### YOUR TASK:
From the listing below, extract every line containing "that".

### PROVIDED ENTRIES:
-.-.-
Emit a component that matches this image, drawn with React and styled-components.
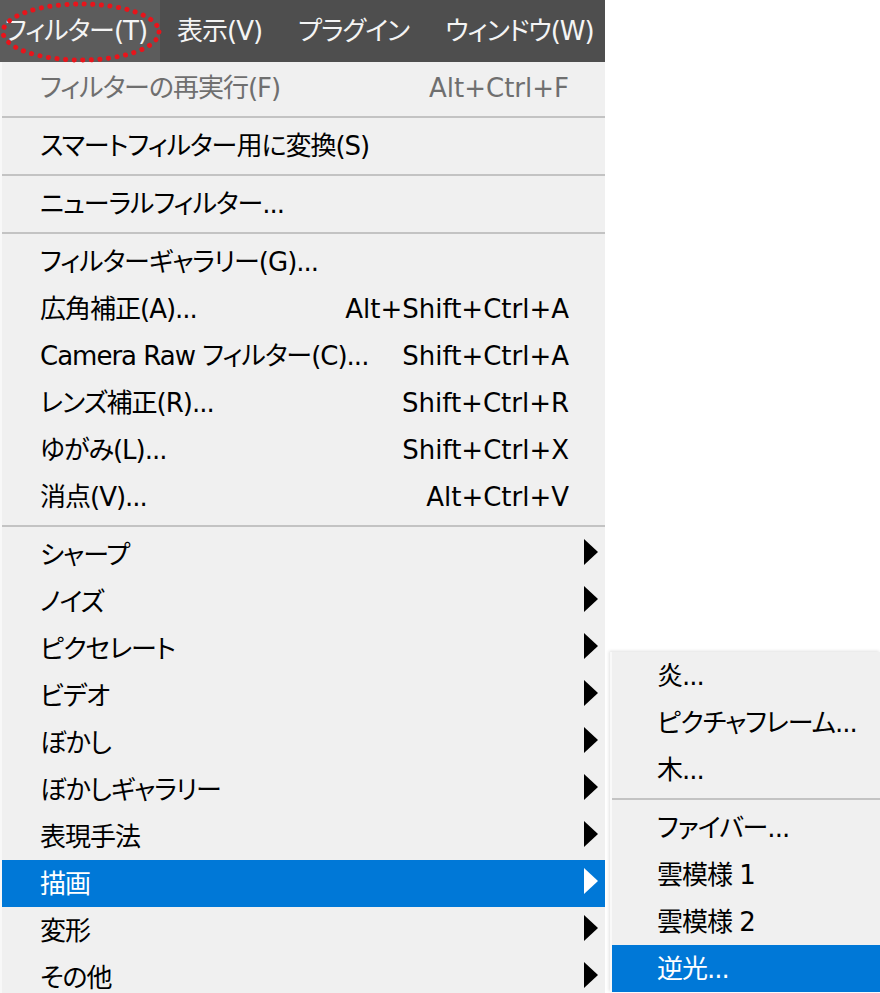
-.-.-
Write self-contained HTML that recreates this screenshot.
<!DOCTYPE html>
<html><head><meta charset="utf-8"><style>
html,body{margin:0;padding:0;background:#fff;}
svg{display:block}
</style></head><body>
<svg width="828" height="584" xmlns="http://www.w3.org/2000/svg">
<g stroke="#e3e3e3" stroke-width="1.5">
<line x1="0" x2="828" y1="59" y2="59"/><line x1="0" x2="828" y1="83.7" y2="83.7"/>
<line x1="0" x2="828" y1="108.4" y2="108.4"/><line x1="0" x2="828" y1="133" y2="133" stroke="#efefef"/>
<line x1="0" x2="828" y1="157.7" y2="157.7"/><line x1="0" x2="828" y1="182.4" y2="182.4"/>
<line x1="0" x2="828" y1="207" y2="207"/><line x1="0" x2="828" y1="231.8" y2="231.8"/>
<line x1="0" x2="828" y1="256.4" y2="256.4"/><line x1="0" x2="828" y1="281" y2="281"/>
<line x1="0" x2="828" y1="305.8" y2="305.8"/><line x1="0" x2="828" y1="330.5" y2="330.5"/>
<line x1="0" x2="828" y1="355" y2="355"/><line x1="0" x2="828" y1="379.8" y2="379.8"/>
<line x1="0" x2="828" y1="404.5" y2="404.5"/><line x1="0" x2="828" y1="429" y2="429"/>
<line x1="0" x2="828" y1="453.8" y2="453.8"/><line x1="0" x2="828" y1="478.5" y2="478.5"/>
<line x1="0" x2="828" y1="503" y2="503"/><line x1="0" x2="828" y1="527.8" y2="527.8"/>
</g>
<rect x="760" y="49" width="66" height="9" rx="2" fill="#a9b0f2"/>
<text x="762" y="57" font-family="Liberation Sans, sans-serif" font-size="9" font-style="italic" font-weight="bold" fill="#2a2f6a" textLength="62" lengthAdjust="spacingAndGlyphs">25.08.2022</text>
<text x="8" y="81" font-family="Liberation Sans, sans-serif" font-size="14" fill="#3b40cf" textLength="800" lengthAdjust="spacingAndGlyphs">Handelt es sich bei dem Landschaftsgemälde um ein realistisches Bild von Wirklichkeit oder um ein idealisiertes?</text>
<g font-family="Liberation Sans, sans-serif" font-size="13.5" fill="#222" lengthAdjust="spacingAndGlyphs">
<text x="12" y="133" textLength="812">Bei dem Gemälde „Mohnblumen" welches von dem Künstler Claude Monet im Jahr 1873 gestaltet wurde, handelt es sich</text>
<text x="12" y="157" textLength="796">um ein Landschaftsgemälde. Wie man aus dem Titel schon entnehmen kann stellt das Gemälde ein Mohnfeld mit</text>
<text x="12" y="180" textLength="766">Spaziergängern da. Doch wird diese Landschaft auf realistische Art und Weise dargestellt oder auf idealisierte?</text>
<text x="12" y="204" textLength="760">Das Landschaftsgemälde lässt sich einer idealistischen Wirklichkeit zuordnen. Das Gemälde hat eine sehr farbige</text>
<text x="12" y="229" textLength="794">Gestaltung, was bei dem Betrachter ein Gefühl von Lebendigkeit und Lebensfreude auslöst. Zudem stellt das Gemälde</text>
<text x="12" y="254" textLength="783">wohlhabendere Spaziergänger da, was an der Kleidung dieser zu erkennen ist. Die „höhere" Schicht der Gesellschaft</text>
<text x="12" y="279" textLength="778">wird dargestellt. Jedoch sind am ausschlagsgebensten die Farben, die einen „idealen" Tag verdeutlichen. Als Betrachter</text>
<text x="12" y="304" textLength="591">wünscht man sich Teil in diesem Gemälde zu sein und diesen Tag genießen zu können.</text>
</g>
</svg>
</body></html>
-.-.-
### CORRECT ANSWER:
Emit a component that matches this image, drawn with React and styled-components.
Write self-contained HTML that recreates this screenshot.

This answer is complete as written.